Governor Das also informed that the Marginal Standing Facility (MSF) rate and the Bank rate would remain unchanged at 4.25 per cent even as the reverse repo rate stands unchanged at 3.35 per cent.
All members of the MPC – Dr Shashanka Bhide, Dr Ashima Goyal, Prof Jayanth R Varma, Dr Mridul K Saggar, Dr Michael Debabrata Patra and Shaktikanta Das – unanimously voted for keeping the policy repo rate unchanged.
Liquidity boosting measures
Das said that a special liquidity facility of Rs 10,000 crore will be provided at the policy repo rate, which will include Rs5,000 crore facility via National Housing Bank (NHB) in a bid to shield the housing sector from liquidity disruptions.
Another Rs5,000 crore facility was announced via National Bank for Agriculture and Rural Development (NABARD) to lower the stress being faced by smaller non-bank finance companies (NBFCs) and micro-finance institutions (MFIs).
The governor said that the stressed MSME borrowers will be made eligible for restructuring their debt under the existing framework, provided their accounts with the lender concerned were classified as standard as on March 1, 2020. This restructuring will have to be implemented by March 31, he said.
At present, loans sanctioned by banks against pledge of gold ornaments and jewellery for non-agricultural purposes could not exceed 75 per cent of the value of gold ornaments and jewellery.
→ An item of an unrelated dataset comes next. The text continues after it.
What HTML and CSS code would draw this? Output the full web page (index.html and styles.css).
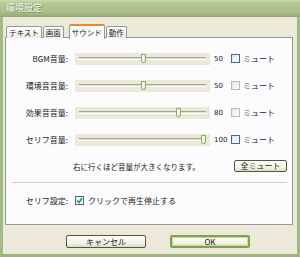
FILE: index.html
```html
<!DOCTYPE html>
<html lang="ja">
<head>
    <meta charset="UTF-8">
    <title>環境設定</title>
    <link rel="stylesheet" href="styles.css">
</head>
<body>
    <div class="window">
        <div class="titlebar">環境設定</div>
        <div class="client">
            <div class="tabs">
                <div class="tab">テキスト</div>
                <div class="tab">画面</div>
                <div class="tab active">サウンド</div>
                <div class="tab">動作</div>
            </div>
            <div class="panel">
                <div class="rows">
                    <div class="row">
                        <span class="label">BGM音量:</span>
                        <div class="slider"><div class="track"></div><div class="thumb" style="left: 66px"></div></div>
                        <span class="value">50</span>
                        <span class="check"><span class="box"></span>ミュート</span>
                    </div>
                    <div class="row">
                        <span class="label">環境音音量:</span>
                        <div class="slider"><div class="track"></div><div class="thumb" style="left: 66px"></div></div>
                        <span class="value">50</span>
                        <span class="check"><span class="box light"></span>ミュート</span>
                    </div>
                    <div class="row">
                        <span class="label">効果音音量:</span>
                        <div class="slider"><div class="track"></div><div class="thumb" style="left: 101px"></div></div>
                        <span class="value">80</span>
                        <span class="check"><span class="box light"></span>ミュート</span>
                    </div>
                    <div class="row">
                        <span class="label">セリフ音量:</span>
                        <div class="slider"><div class="track"></div><div class="thumb" style="left: 126px"></div></div>
                        <span class="value">100</span>
                        <span class="check"><span class="box"></span>ミュート</span>
                    </div>
                </div>
                <div class="hint-row">
                    <span class="hint">右に行くほど音量が大きくなります。</span>
                    <button class="btn small">全ミュート</button>
                </div>
                <div class="sep"></div>
                <div class="row serif">
                    <span class="label">セリフ設定:</span>
                    <span class="check"><span class="box checked">
                        <svg width="7" height="7" viewBox="0 0 7 7"><path d="M1 3.5 L3 5.5 L6 1.2" fill="none" stroke="#21a121" stroke-width="1.6"/></svg>
                    </span>クリックで再生停止する</span>
                </div>
            </div>
            <div class="buttons">
                <button class="btn">キャンセル</button>
                <button class="btn default">OK</button>
            </div>
        </div>
    </div>
</body>
</html>
```

FILE: styles.css
```css
* {
    margin: 0;
    padding: 0;
    box-sizing: border-box;
}

body {
    width: 300px;
    height: 257px;
    background: #ece9d8;
    font-family: "Noto Sans CJK JP", "DejaVu Sans", sans-serif;
    font-size: 8px;
    color: #1a1a1a;
    overflow: hidden;
}

.window {
    display: flex;
    flex-direction: column;
    height: 257px;
    border-left: 3px solid #a3ba85;
    border-right: 3px solid #a3ba85;
    border-bottom: 3px solid #9cb47c;
}

.titlebar {
    height: 17px;
    margin: 0 -3px;
    padding: 0 0 0 6px;
    line-height: 16px;
    font-size: 9px;
    color: #f4f7ee;
    text-shadow: 1px 1px 0 #7d955d;
    background: linear-gradient(to bottom, #cddcb0 0, #b4c795 3px, #a9bf89 12px, #98b077 16px, #8aa36a 17px);
}

.client {
    flex: 1;
    padding: 7px 4px 0 2px;
}

.tabs {
    display: flex;
    height: 14px;
    padding-left: 1px;
    position: relative;
    z-index: 1;
}

.tab {
    margin-top: 2px;
    height: 12px;
    padding: 0 2px;
    line-height: 11px;
    font-size: 7.5px;
    border: 1px solid #919b9c;
    border-bottom: none;
    border-radius: 2px 2px 0 0;
    background: linear-gradient(to bottom, #fefefe, #f1f0e8);
    margin-right: 1px;
}

.tab.active {
    margin: 0 1px 0 4px;
    height: 15px;
    padding: 0 2px;
    line-height: 13px;
    background: #fcfcfe;
    border-top: 2px solid #e68b2c;
}

.panel {
    height: 188px;
    margin-top: -1px;
    border: 1px solid #919b9c;
    background: #fcfcfe;
    display: flex;
    flex-direction: column;
}

.rows {
    padding-top: 7px;
}

.row {
    display: flex;
    align-items: center;
    height: 27px;
}

.label {
    width: 62px;
    text-align: right;
}

.slider {
    position: relative;
    width: 135px;
    height: 12px;
    margin-left: 7px;
    background: #ece9d9;
}

.track {
    position: absolute;
    left: 4px;
    right: 4px;
    top: 4px;
    height: 3px;
    border-top: 1px solid #a3a39a;
    border-bottom: 1px solid #ffffff;
    background: #e2e0d2;
}

.thumb {
    position: absolute;
    top: 1px;
    width: 5px;
    height: 9px;
    border: 1px solid #85b05f;
    border-radius: 1px 1px 3px 3px;
    background: linear-gradient(to right, #ffffff, #e6eedd);
}

.value {
    width: 21px;
    padding-left: 4px;
    font-family: "DejaVu Sans", sans-serif;
    font-size: 7px;
}

.check {
    display: flex;
    align-items: center;
}

.box {
    width: 9px;
    height: 9px;
    margin-right: 3px;
    border: 1px solid #3c6aa0;
    background: linear-gradient(135deg, #e5e4dc, #ffffff);
    display: flex;
    align-items: center;
    justify-content: center;
}

.box.light {
    border-color: #b4bcc4;
}

.hint-row {
    display: flex;
    align-items: center;
    justify-content: space-between;
    margin-top: 7px;
    height: 12px;
    padding: 0 5px 0 67px;
    font-size: 7.5px;
}

.btn {
    font-family: "Noto Sans CJK JP", "DejaVu Sans", sans-serif;
    font-size: 8px;
    color: #1a1a1a;
    border: 1px solid #4f5a43;
    border-radius: 2px;
    background: linear-gradient(to bottom, #fefefc, #f2f0e4 70%, #dcd9c6);
}

.btn.small {
    width: 53px;
    height: 12px;
    line-height: 10px;
}

.sep {
    margin: 10px 5px 0 6px;
    height: 2px;
    border-top: 1px solid #d0d0bf;
    border-bottom: 1px solid #ffffff;
}

.row.serif {
    margin-top: 10px;
    height: 12px;
}

.row.serif .check {
    margin-left: 7px;
}

.row.serif .box {
    margin-right: 4px;
    background: #f4f4f0;
}

.buttons {
    display: flex;
    gap: 24px;
    margin-top: 10px;
    padding-left: 61px;
}

.buttons .btn {
    width: 80px;
    height: 13px;
    line-height: 11px;
}

.btn.default {
    border: 2px solid #7ea451;
    box-shadow: inset 0 0 0 1px #c4d8a0;
    line-height: 9px;
}
```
Das on Thursday said that the RBI has decided to increase the permissible loan to value ratio (LTV) for such loans to 90 per cent.
Stating that the inflation may remain elevated in the second quarter, the governor added that the inflationary pressures were evident across all subgroups in July.
The RBI governor was conspicuous by his silence on issue of extension of moratorium even as the moratorium has ended on August 31.
Inflation is on the rise in the economy. Consumer price index (CPI) inflation averaged at 6.7 per cent in March quarter and little lower at 6.5 per cent in June quarter.
Overall non-food credit of the banking industry rose 6.7 per cent YoY to Rs90 lakh crore in June. It was flat compared with May and less than the average growth of 8.4 per cent seen in last 12 months.